From d8635dcb399d4f874345b836a481378ff9ed2264 Mon Sep 17 00:00:00 2001
From: Jedrzej Kosinski <kosinkadink1@gmail.com>
Date: Sun, 14 Jun 2026 23:31:41 -0700
Subject: [PATCH] Cube3D: keep disable_offload=True (VQ decode needs full
 residency)

The VQ bottleneck reads raw parameters outside any hooked forward, so the
streaming-offload cast hooks cannot relocate them and decode fails with a
device mismatch under partial load. disable_offload is the standard
declarative flag for VAEs that need full residency (audio VAEs do the same),
and the decode still flows through the managed comfy.sd.VAE.decode path.
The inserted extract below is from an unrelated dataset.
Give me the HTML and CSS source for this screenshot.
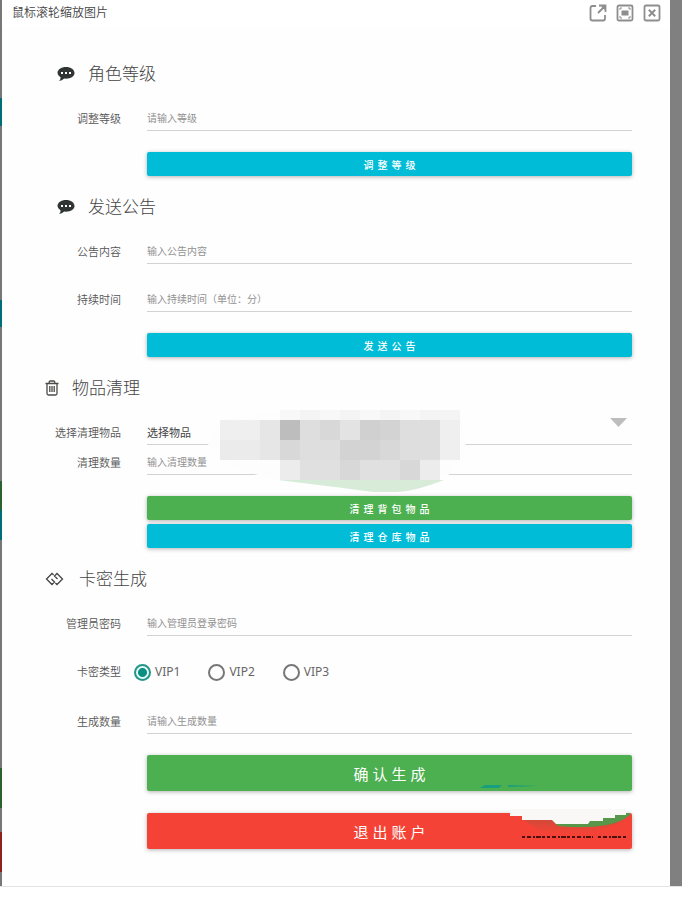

Amp-Thread-ID: https://ampcode.com/threads/T-019ec361-addb-70d8-a74b-438ce8a1e096
Co-authored-by: Amp <amp@ampcode.com>
---
 comfy/sd.py | 6 ++++++
 1 file changed, 6 insertions(+)

diff --git a/comfy/sd.py b/comfy/sd.py
index c2ececeeb..74e388553 100644
--- a/comfy/sd.py
+++ b/comfy/sd.py
@@ -783,6 +783,12 @@ class VAE:
             elif "bottleneck.block.codebook.weight" in sd:
                 self.cube3d = True
                 self.latent_dim = 1
+                # The VQ bottleneck (get_codebook/lookup_codebook) reads raw parameters
+                # outside any hooked forward, so the streaming-offload cast hooks can't
+                # relocate them; the model must be fully resident to decode. This is a
+                # correctness requirement, declared via the standard flag (like the audio
+                # VAEs) rather than managed manually in the node.
+                self.disable_offload = True
                 embed_dim = sd["bottleneck.block.codebook.weight"].shape[1]
                 num_codes = sd["bottleneck.block.codebook.weight"].shape[0]
                 width = sd["bottleneck.block.c_out.weight"].shape[0]